● Set task
Copy each line that contains the word "this".

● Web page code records

((

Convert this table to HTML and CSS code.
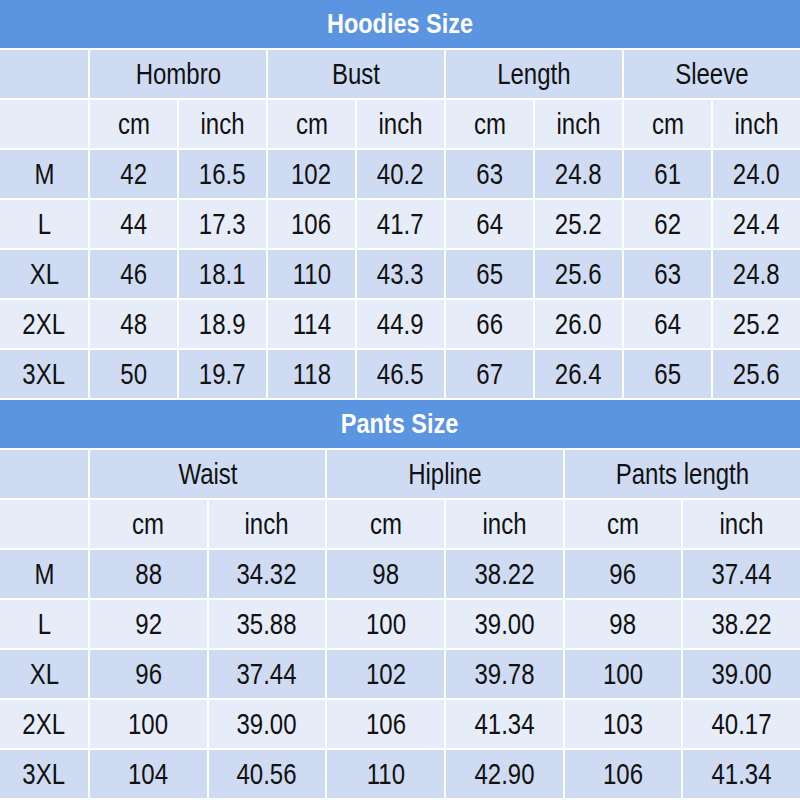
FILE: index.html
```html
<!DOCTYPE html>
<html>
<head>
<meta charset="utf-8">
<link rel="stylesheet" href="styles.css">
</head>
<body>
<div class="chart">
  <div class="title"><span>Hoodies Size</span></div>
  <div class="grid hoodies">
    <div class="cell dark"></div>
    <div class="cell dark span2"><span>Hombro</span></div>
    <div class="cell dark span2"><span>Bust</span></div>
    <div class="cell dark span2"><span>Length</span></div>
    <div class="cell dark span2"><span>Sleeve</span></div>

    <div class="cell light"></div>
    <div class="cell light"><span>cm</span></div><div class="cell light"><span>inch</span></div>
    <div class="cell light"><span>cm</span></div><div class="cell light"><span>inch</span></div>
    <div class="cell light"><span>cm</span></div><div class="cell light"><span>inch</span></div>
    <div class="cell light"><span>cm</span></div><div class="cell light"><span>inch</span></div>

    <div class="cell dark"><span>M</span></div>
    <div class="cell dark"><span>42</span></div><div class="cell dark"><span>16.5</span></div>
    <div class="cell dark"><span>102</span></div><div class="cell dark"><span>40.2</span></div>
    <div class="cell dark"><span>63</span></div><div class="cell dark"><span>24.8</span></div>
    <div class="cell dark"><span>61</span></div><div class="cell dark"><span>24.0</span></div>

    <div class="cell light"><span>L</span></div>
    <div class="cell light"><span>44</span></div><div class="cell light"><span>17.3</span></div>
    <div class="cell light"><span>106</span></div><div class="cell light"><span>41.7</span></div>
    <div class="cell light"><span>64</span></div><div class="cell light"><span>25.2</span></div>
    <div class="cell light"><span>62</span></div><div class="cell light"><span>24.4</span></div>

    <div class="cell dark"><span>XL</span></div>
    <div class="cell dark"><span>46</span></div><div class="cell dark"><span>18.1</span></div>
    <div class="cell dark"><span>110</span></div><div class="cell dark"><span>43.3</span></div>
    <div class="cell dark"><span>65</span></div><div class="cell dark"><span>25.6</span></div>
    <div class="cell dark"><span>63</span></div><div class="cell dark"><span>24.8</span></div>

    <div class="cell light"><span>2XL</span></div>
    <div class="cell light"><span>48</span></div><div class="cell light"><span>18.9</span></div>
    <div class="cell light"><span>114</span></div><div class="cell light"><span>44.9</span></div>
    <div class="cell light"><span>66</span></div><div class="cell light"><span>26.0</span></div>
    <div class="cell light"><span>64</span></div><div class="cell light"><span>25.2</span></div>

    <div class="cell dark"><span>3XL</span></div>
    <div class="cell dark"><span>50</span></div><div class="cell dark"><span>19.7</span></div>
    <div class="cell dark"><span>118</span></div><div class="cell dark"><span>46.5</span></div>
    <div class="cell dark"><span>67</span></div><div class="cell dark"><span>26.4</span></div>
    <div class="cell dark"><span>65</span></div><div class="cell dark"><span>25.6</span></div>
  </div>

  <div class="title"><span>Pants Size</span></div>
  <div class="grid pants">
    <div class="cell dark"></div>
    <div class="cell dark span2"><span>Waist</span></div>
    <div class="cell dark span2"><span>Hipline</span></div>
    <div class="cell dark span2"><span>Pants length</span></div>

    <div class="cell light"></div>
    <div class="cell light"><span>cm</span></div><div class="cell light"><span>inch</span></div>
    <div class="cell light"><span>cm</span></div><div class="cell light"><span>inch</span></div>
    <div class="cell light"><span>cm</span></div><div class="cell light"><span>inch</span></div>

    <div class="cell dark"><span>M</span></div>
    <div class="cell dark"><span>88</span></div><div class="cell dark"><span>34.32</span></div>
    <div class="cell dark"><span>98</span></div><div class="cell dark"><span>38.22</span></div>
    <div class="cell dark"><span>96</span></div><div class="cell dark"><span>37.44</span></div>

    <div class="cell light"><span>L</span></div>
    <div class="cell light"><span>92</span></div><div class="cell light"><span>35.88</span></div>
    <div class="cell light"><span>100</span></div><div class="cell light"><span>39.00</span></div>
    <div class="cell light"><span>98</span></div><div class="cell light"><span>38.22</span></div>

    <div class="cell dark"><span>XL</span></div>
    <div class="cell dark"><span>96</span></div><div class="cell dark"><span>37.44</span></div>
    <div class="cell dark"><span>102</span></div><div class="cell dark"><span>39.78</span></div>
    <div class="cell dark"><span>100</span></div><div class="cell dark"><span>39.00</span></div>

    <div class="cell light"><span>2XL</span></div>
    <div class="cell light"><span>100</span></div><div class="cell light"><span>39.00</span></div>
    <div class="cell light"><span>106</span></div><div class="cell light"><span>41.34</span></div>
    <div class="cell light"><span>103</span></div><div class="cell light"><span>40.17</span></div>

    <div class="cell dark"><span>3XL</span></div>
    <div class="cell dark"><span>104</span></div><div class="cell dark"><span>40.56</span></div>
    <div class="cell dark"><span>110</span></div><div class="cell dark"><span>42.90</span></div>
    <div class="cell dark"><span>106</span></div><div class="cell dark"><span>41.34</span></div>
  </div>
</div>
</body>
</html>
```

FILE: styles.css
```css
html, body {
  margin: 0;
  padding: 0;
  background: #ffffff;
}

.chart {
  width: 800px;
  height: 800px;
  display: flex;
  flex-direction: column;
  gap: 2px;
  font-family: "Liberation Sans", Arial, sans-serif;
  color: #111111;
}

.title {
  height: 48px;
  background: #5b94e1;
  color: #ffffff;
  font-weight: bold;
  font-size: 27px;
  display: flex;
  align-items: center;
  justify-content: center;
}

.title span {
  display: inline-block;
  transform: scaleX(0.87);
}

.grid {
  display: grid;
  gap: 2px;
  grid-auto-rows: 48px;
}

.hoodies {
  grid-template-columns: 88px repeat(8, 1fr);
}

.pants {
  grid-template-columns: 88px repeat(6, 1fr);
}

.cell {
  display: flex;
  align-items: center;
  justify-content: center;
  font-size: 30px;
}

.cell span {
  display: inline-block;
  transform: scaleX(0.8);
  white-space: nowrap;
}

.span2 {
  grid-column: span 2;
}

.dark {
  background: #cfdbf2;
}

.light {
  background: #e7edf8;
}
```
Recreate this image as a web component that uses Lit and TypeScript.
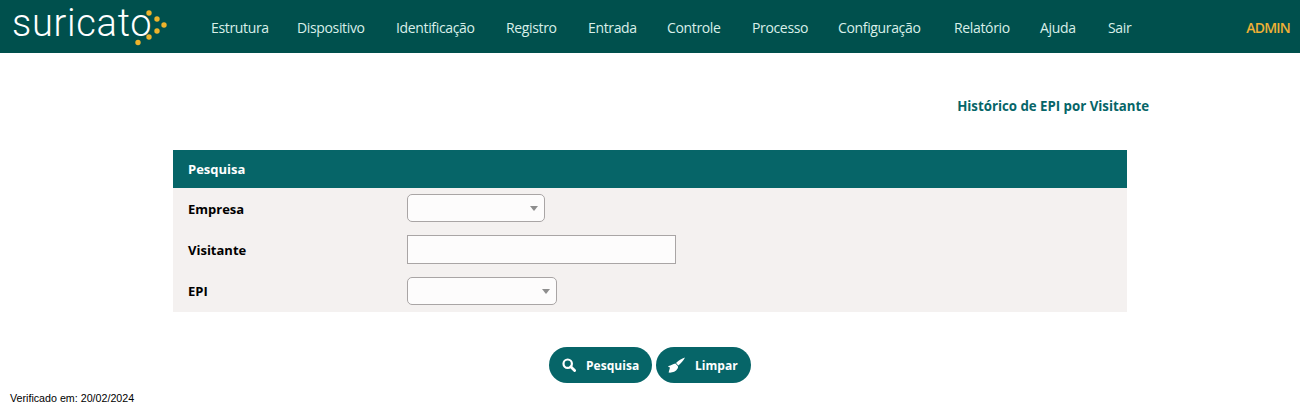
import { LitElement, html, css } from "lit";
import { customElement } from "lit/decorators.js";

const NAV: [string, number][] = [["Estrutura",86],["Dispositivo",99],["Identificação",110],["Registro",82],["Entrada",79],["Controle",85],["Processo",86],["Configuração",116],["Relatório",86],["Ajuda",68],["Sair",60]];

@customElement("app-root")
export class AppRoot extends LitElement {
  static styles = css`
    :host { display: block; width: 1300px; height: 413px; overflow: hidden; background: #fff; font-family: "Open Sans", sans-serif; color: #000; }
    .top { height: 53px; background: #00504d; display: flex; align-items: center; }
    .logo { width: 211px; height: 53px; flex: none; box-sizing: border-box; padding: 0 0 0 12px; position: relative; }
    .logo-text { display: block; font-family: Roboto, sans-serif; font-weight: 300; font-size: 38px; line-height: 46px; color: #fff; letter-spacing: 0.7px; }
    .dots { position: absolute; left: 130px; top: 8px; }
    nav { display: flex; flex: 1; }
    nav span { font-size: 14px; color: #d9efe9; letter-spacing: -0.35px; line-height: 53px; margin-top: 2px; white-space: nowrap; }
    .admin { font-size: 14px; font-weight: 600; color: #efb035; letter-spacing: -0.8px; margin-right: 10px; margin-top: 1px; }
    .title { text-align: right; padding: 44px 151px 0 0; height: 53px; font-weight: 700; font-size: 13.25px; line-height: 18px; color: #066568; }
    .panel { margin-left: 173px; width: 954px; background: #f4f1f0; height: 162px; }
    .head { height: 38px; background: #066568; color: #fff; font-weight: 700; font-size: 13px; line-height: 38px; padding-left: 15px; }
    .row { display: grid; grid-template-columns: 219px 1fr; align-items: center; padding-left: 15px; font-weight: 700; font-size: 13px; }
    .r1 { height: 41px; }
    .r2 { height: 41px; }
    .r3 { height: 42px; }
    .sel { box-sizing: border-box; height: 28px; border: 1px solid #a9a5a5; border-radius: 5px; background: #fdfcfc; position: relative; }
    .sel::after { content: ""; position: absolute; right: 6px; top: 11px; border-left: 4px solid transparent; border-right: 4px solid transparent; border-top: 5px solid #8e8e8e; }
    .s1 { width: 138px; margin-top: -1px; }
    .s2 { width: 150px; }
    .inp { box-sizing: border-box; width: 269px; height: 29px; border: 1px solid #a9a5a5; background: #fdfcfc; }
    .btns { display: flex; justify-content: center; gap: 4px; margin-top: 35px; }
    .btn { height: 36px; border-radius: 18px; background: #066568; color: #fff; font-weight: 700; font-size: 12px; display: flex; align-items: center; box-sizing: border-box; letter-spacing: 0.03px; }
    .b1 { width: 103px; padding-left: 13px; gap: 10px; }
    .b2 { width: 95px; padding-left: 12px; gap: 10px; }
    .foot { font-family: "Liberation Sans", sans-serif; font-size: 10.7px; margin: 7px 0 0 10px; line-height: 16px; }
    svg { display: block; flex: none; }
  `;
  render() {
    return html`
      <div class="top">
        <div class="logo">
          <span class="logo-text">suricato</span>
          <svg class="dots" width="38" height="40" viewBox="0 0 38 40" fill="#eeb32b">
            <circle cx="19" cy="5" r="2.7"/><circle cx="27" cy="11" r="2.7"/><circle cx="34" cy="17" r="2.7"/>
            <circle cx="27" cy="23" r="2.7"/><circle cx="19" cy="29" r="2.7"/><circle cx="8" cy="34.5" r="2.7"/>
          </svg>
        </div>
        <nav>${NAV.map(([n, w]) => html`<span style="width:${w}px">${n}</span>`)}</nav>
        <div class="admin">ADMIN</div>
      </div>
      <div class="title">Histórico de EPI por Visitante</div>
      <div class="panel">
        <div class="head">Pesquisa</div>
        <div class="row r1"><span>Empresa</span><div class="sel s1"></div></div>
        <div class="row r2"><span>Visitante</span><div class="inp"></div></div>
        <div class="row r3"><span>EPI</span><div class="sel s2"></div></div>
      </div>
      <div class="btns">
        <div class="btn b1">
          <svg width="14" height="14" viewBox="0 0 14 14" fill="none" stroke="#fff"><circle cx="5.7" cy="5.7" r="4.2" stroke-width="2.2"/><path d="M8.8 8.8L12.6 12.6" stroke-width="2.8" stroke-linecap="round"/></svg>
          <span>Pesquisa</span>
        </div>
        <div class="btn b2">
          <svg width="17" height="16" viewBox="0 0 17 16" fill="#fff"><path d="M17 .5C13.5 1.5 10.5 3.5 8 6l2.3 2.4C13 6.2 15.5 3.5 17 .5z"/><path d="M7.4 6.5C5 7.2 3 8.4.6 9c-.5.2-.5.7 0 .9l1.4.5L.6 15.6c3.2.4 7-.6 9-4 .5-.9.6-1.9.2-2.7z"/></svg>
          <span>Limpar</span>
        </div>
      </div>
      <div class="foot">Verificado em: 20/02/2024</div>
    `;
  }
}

))

● Answer in full
Convert this table to HTML and CSS code.
Recreate this image as a web component that uses Lit and TypeScript.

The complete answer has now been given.